All weekend I was hooking my heart out on 2 blankets I was commissioned to make.  I’m almost finished with those then on to the next.  Mom was gone for the weekend and the girls were out so it was a sister weekend with hooks and coffee, and a lot of  laughs.  I really enjoyed it and will miss my sister during the day!!

Been working the Avon business and have several customers and orders already.  2  of them online, which of course I think rocks because they will get their products shipped so quickly.  Not to mention I love technology and the ability to shop online means I have potential customers all over the country!  *Shameless plug – orders over $30 (today is the final day of campaign 7 with this offer) ship for FREE! My Avon Site so take advantage of that!*

I hosted my first give away over the weekend, and a winner was chosen from the entries.

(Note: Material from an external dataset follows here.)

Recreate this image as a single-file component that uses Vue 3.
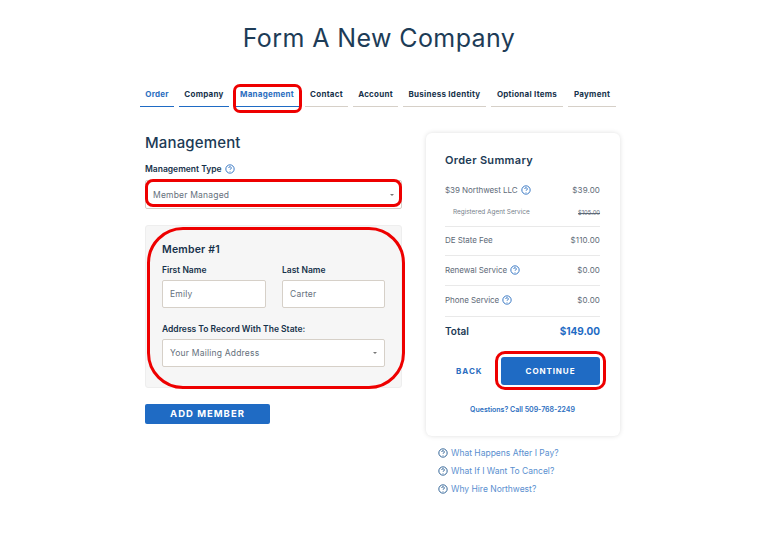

Thanks to all who participated, I’ll be doing that again  soon!

 

Where Is The Food????

Okay I’m not really starving, but I am facing a harsh reality.  There is a big reason my butt is growing so big and my jeans are getting snug:  mega portions!

Over the past 3 days I’ve been adding my foods to my SparkPeople nutrition tracker and noticing that if I actually measure out my portions, holy heffers no wonder I’m weighing in at 170!!!!  Okay so I know if we eat appropriate portions we’d likely all start dropping pounds, but DAMN!  I measured out my Special K cereal this morning, 3/4 cup and 1/2 cup of vitamin D milk.   Then I looked at the tiny bowl in which it was waiting for me to dive in.  Tiny bowl is what I chose so that it appeared full.  It was full.  It still appeared rather small…too small.  It isn’t hard to see that my usual portion would be about 3 times that much.  SIGH.

I have had  no major issued getting my water intake up to the 64 ounces a day, that is a piece of cake for me.  But taking time to measure out my foods is another story, and staying focused.  My pink heart post it note on my mirror still is a #1.  I didn’t go on with my workouts.  I know I know,  don’t give up, just do it today and start over.  I AM going to do that!   It is hard to establish a new routine and stick to it though, and I’m quickly meeting my resistance on the road to a more fit self.  I refuse to give up!

One place I DO need to starve myself is my social network addictions connections.  It likely is somewhat related to my expanding bum!   Last night Diva Mom, Boo, me and my daughter had dinner then went shopping for a bit.  I went out of the door without my most prized appendage…my cell  phone.  I  experienced varying degrees of withdraw, especially when we had to stop at the Verizon store on the way to Target.  There, in a valley of cell phones, I was naked.  I had to touch my daughter’s for a moment so I could keep breathing and hold back the panic attack.  Then when we came home we watched Police Women of Cincinnati, CSI: NY, and then CSI (we DVR’d them).  When I crawled in bed I realized my usual nightlight was not glowing from the desk…my laptop.  I had gone an entire evening from the time I left the office without being on the computer.  I think hell must of experienced a frost warning, the Packers may win the Super Bowl, and I should go buy a lottery ticket.  An entire evening without the computer??? Be afraid, be VERY afraid.

Time to get my life train back on the track from its derailment.  Obviously I’ve gotten my priorities in life completely out of whack, but now it is time to refocus!

On that note, time to change the sheets, get myself together, and go buy yarn. I have blankets to finish!